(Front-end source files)
>> begin
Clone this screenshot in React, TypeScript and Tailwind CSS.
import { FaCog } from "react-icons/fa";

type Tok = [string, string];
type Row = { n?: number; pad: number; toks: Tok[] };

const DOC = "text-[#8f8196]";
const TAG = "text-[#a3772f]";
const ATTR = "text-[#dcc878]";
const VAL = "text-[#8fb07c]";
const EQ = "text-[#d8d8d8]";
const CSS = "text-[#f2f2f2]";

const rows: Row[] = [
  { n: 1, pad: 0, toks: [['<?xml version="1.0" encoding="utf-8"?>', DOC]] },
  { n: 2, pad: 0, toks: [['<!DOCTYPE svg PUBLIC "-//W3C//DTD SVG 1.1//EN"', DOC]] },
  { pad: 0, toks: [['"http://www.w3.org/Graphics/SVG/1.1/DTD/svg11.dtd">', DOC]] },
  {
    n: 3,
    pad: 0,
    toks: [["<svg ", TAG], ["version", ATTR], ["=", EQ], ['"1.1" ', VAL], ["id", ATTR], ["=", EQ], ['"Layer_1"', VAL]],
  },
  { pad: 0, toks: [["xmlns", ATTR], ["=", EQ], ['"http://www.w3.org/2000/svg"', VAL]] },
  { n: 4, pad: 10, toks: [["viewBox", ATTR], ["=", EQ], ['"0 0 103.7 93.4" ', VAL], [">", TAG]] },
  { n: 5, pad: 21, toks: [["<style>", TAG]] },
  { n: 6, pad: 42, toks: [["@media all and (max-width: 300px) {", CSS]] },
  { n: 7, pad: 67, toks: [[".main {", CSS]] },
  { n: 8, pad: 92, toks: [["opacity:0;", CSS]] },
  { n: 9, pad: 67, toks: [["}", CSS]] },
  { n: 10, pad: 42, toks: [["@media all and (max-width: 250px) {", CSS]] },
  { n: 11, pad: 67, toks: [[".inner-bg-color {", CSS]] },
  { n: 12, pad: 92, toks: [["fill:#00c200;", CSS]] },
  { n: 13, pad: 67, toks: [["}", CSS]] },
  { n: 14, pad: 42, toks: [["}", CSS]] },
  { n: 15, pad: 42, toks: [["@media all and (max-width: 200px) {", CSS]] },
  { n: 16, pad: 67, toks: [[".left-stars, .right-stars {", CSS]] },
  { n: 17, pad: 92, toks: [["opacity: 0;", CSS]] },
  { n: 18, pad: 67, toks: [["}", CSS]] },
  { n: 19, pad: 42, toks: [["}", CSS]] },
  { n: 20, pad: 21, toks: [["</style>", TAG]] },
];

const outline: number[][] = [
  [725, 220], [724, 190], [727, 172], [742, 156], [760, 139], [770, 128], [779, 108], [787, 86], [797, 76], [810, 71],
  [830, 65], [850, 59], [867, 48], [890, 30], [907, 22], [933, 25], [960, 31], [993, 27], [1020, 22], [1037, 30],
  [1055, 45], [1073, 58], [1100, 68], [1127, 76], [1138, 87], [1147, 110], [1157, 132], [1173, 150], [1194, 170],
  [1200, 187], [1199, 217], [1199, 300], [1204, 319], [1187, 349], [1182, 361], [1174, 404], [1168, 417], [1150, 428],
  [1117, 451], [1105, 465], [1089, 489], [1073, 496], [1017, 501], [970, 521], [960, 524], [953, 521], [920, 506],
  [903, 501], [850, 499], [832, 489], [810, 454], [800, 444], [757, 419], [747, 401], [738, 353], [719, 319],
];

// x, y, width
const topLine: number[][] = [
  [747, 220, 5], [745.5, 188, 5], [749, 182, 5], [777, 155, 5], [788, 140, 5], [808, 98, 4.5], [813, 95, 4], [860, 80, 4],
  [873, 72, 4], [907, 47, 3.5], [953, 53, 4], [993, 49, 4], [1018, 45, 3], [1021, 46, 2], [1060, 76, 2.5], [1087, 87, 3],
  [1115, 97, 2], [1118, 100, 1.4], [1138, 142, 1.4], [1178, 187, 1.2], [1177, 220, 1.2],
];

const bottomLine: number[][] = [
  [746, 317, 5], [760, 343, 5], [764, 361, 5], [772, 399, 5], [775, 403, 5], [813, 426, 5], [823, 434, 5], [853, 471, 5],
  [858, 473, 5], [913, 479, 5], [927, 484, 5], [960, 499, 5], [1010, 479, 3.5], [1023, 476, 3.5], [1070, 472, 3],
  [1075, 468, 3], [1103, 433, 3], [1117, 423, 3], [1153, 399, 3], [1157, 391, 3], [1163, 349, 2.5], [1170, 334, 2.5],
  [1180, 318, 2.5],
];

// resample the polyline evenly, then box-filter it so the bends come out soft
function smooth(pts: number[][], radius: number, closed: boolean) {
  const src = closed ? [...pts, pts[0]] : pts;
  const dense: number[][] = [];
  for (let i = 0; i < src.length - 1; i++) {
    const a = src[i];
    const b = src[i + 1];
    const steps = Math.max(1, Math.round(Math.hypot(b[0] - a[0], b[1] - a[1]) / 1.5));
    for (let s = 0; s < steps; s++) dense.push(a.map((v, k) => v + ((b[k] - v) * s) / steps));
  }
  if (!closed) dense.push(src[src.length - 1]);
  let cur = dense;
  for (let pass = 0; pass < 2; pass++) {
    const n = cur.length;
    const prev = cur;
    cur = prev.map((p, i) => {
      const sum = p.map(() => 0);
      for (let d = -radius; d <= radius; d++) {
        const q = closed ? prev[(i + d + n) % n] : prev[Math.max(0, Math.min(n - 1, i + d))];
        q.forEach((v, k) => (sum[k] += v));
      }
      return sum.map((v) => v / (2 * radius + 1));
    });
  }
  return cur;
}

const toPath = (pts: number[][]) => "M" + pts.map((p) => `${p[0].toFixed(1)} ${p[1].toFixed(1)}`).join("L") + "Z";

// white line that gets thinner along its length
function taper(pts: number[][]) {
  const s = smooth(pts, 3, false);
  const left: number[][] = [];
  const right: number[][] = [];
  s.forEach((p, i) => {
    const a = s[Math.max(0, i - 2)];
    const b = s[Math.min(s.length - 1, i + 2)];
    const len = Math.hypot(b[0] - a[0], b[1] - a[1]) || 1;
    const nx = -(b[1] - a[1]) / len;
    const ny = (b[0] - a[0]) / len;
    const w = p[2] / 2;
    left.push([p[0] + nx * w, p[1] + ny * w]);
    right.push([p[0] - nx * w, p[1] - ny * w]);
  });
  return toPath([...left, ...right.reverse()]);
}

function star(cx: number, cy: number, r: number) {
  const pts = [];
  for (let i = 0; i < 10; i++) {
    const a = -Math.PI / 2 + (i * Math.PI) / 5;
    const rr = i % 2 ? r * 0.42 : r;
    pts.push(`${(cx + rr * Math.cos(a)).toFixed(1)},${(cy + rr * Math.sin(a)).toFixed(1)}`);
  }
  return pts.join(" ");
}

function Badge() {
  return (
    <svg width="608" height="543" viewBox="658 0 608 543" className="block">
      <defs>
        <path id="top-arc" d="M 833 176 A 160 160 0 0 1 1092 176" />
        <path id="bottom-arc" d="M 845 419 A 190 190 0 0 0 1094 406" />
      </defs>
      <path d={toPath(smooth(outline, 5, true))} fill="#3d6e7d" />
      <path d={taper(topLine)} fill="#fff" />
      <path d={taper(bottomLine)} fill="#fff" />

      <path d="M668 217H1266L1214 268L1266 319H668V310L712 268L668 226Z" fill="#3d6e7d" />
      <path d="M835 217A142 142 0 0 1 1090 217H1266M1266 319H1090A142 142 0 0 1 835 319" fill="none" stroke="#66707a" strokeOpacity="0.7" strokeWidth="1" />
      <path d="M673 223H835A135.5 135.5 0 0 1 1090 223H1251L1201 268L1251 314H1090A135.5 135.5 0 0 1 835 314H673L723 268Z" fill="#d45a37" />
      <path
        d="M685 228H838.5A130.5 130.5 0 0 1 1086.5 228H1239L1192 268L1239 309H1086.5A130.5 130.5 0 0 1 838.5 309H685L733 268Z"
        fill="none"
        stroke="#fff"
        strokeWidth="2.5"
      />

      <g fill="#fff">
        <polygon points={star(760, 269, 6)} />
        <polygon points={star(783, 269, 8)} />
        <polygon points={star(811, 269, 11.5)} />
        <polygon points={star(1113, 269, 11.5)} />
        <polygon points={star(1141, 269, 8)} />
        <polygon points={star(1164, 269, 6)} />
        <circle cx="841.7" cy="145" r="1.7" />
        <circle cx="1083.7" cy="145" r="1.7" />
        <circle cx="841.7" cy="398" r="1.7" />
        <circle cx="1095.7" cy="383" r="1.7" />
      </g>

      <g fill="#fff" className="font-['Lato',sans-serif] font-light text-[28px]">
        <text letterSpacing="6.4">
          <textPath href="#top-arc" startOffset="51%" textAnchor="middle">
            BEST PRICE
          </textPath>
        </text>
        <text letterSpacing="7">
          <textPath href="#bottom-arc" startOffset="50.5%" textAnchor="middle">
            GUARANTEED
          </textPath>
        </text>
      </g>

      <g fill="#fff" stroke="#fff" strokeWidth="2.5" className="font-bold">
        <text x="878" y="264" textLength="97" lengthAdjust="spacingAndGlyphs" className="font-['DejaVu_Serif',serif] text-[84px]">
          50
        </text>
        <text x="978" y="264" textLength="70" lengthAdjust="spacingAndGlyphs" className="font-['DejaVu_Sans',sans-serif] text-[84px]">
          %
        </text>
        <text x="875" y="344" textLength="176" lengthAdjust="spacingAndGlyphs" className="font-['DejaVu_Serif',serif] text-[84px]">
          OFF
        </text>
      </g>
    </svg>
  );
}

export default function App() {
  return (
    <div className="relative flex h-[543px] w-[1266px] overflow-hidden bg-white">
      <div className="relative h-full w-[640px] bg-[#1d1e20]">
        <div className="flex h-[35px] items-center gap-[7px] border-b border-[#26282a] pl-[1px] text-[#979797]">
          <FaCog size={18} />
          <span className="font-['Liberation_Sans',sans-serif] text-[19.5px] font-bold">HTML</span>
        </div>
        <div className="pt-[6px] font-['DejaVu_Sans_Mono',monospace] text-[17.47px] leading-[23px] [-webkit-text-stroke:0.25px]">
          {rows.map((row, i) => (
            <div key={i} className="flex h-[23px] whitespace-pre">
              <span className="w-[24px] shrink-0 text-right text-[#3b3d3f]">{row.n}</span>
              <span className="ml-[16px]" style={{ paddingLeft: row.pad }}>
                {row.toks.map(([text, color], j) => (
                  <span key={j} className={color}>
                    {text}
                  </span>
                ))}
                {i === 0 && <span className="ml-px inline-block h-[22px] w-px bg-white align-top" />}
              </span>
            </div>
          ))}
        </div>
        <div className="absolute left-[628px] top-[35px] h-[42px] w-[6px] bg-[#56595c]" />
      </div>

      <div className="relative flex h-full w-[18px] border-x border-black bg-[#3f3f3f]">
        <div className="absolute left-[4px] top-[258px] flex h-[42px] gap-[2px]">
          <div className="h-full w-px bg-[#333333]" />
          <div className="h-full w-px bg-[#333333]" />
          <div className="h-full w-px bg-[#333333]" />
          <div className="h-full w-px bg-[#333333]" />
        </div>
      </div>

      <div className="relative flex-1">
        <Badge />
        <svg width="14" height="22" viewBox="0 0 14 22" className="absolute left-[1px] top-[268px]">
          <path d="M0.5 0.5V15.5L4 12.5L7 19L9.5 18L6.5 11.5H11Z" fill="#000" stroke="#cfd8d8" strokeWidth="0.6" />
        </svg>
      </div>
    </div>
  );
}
>> end
>> begin
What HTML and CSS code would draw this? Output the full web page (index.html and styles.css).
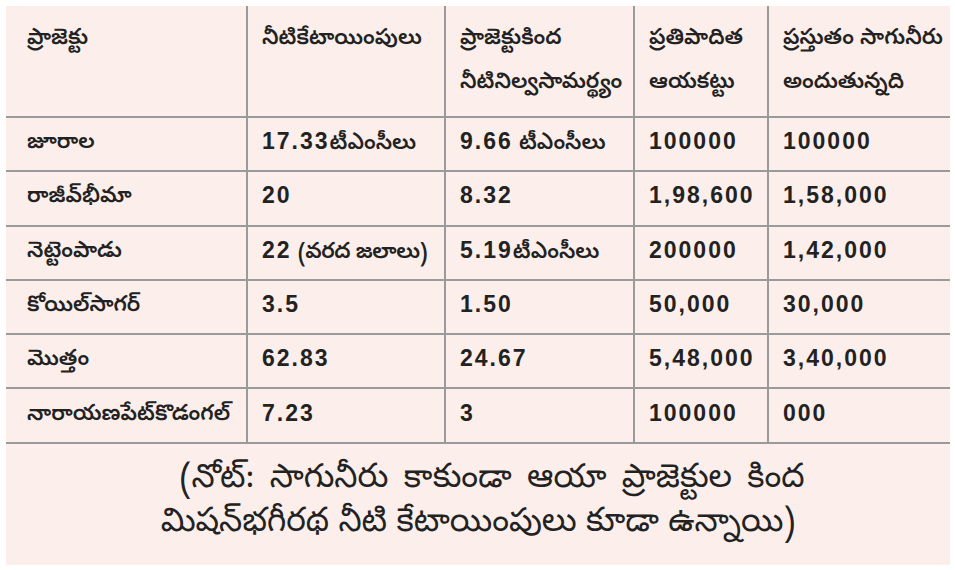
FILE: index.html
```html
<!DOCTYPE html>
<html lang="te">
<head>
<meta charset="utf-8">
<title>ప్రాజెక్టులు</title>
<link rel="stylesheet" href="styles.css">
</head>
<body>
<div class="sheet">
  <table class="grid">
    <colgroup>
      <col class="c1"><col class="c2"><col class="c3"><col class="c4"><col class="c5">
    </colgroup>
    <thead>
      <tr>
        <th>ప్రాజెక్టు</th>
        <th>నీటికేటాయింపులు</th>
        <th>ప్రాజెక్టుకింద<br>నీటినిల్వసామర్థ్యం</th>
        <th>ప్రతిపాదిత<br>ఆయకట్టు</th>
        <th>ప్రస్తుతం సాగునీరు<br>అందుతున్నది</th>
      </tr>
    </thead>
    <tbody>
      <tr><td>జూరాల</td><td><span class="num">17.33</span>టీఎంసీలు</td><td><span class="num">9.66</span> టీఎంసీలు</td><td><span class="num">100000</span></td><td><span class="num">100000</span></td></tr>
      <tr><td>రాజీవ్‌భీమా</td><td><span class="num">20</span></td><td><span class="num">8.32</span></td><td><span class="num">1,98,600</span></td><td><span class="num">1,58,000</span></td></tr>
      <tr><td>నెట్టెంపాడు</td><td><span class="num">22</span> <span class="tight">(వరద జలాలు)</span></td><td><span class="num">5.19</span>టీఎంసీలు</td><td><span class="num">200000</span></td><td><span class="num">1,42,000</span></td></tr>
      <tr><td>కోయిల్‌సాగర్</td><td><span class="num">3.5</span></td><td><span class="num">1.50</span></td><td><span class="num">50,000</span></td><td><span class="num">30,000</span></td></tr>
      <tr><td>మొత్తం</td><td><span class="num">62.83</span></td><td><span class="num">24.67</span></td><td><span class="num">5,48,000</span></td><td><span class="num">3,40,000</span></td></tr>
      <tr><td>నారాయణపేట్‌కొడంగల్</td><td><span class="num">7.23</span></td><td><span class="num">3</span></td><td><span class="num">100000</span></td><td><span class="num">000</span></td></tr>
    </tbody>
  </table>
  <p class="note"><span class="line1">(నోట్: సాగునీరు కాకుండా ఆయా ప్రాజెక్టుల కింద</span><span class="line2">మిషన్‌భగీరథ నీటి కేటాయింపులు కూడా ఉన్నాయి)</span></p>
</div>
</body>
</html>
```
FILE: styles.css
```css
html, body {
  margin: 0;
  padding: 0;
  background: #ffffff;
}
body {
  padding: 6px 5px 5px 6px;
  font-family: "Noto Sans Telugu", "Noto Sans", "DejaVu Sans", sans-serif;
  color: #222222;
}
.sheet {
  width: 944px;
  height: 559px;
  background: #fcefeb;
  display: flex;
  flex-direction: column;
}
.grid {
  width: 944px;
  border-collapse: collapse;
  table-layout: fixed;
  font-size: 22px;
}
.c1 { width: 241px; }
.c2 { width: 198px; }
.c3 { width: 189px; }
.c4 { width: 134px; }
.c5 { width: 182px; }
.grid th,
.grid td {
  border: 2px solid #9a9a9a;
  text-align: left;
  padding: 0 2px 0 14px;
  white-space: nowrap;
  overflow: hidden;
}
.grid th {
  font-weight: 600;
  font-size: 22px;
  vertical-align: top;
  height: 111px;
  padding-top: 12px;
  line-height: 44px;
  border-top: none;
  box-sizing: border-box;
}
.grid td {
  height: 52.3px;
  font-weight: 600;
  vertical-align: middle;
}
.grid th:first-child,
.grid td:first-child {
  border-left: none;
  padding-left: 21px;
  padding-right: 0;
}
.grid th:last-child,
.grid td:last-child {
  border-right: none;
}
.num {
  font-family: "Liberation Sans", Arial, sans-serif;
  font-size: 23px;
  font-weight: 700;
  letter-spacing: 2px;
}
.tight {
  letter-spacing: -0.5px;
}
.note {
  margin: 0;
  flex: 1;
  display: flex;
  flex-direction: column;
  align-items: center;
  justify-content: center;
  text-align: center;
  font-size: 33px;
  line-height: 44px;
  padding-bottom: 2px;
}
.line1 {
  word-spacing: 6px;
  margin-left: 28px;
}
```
>> end
→ OBJECTIVE
Copy exactly, and only, the lines from the one containing "Clone this screenshot" through the one containing "number; pad: number;".

→ EXPECTED ANSWER
Clone this screenshot in React, TypeScript and Tailwind CSS.
import { FaCog } from "react-icons/fa";

type Tok = [string, string];
type Row = { n?: number; pad: number; toks: Tok[] };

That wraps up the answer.